Choline is an essential nutrient that is categorized as a vitamin. In reality, it is much more complex and is involved in a wide variety of processes inside a dog’s body.
In today’s article, we’re looking at the benefits of choline for dogs, its dosage, what foods it can be found in, and whether or not some pets can suffer from choline deficiency.
What Can Choline Do for Dogs?
This nutrient influences your pet’s body on the whole. Many studies have found that it acts like a neurotransmitter, which is why it can improve neurologic conditions, especially in older animals.
Small doses of choline can also have a beneficial effect on cardiovascular health since it can regulate the heart rate. Given that choline is also involved in the dilatation of blood vessels, it would be fair to say that it also regulates blood pressure.
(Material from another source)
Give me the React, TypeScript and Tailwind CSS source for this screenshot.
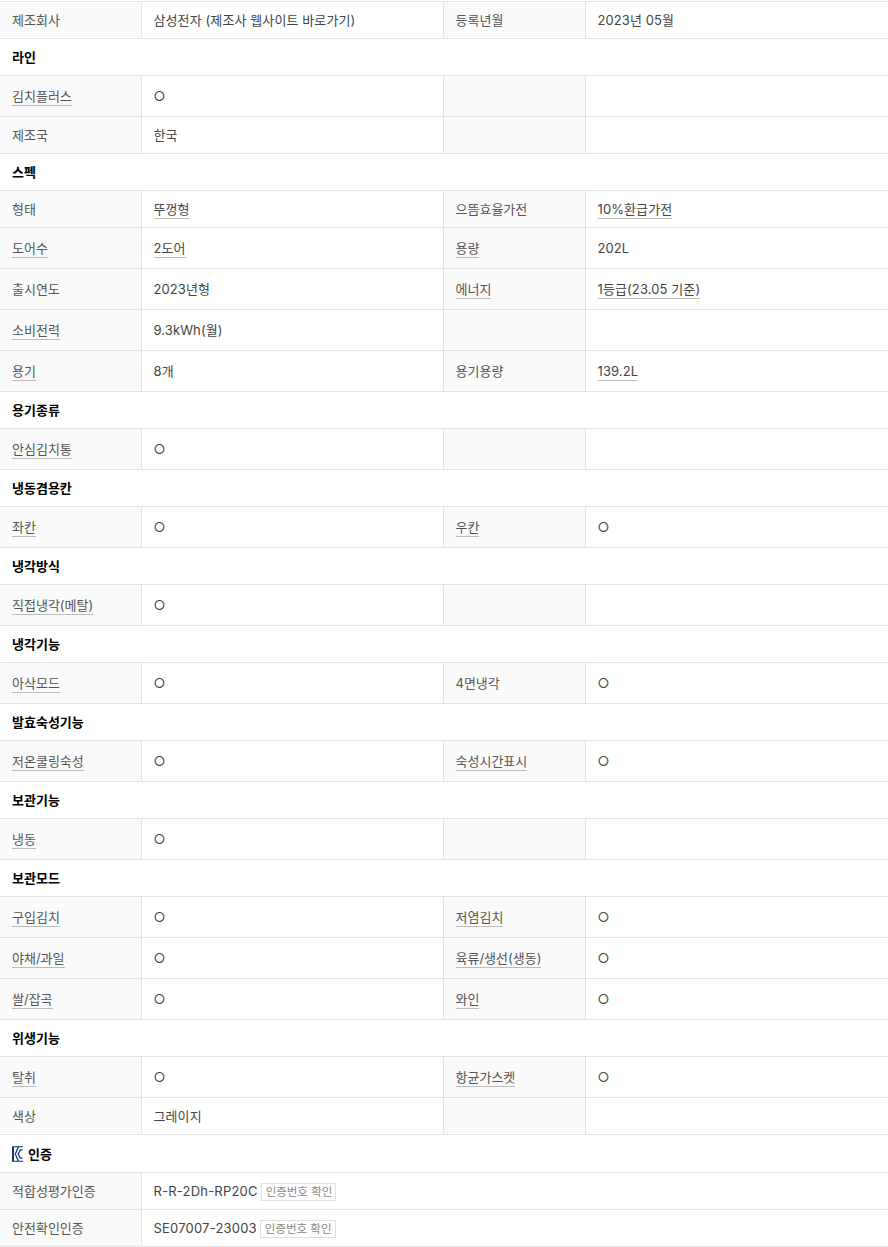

But there are many other functions that this nutrient influences. For example, it helps your dog have normal hormone production and it even regulates the quantity of fluids in their body, which means that it ensures that Fido remains well hydrated.
Choline can also influence digestion through the liver since it is said to stimulate the production of gallbladder juices. For dogs that have a history of digestive distress such as bloating or constipation, this can be quite important.
It’s also worth noting that choline influences the way fat is metabolized inside your pooch’s body, so it regulates cholesterol levels and protects your pet from developing potentially dangerous health issues, including the development of clots inside the arteries.
And finally, choline is an ingredient of the protective sheath present on the surface of all nerves present in your pup’s body. If this sheath were to be absent, none of the nerves would be functional as any electrical signal couldn’t be transmitted from one nerve to the other.
Natural Food Sources
While there are plenty of vet-approved supplements currently available, and you should definitely ask your veterinarian about this option, choline can also be found in several natural sources.
You do not have to feed your dog exclusively a homemade diet for your pup to benefit from choline. You simply have to give your dog healthier snacks, meaning steering clear of the commercial sticks and treats and opting for wholesome choices, instead.
Choline can be found in some of the following foods:
You probably know that many dogs love peanut butter, which is why some pet parents give them apple sticks dipped in nut butter every now and then. This is a rather healthy snack provided that you do not overdo it — do keep in mind that commercial varieties can contain salt, sugar, as well as preservatives, so try to stick to the cleanest peanut butter you can buy.
Fortunately, goat milk rarely causes digestive issues in dogs as it is perhaps the only type of dairy product that is easily digestible. Small amounts of all of the other foods we have mentioned are safe for dogs.
Choline Deficiency and Overdose
Even though choline deficiency in dogs is a quite rare event, it can still affect some pets, particularly those that are fed a homemade diet.
Some of the clinical signs that you are likely to notice in a pooch that has developed this disorder are the following:
- General malaise
- A lack of appetite for food
When you take your dog to the vet, and they run a blood test, there could be a number of issues that they discover, such as a high level of cholesterol or triglycerides. If this problem is not addressed as soon as possible, dogs can develop hepatic steatosis (essentially known as fatty liver).
On the other hand, there is the possibility that a dog can develop choline poisoning, but this happens very rarely. In that case, the most commonly encountered symptom is anemia.
Should You Give Your Dog Choline Supplements?
You should never give your dog any supplements whatsoever without first asking your veterinarian. They are the person that knows best what potential health issues your dog might have and if choline makes a good choice for your pup.
Many vets agree that choline supplementation is beneficial for many reasons and can actually improve the conditions of dogs that have diabetes. It can also vastly improve the quality of life for dogs that have a cognitive disorder (which commonly affects senior pets) and those that experience seizures.
If your pup has a history of digestive upsets or has been diagnosed with a liver pathology of any kind, you should never give them choline supplements without asking your vet.
The daily dosage of this nutrient is 20 to 40 mg per day, but it depends on your pet’s weight, so they are supposed to receive approximately .5 to 1 mg per pound.
Choline and Other Drugs
Another reason to refrain from giving your dog choline supplements is that it’s actually known to interact with other medications. If your dog is undergoing treatment for blood pressure, whether high, low, or blood pressure fluctuations, you should never give them choline on your own.
Additionally, since choline is also involved in fat metabolism, in general, if your dog is being treated for hepatitis or receives medication for chronic conditions (which could, in time, also affect the liver), it can interact with those drugs, too.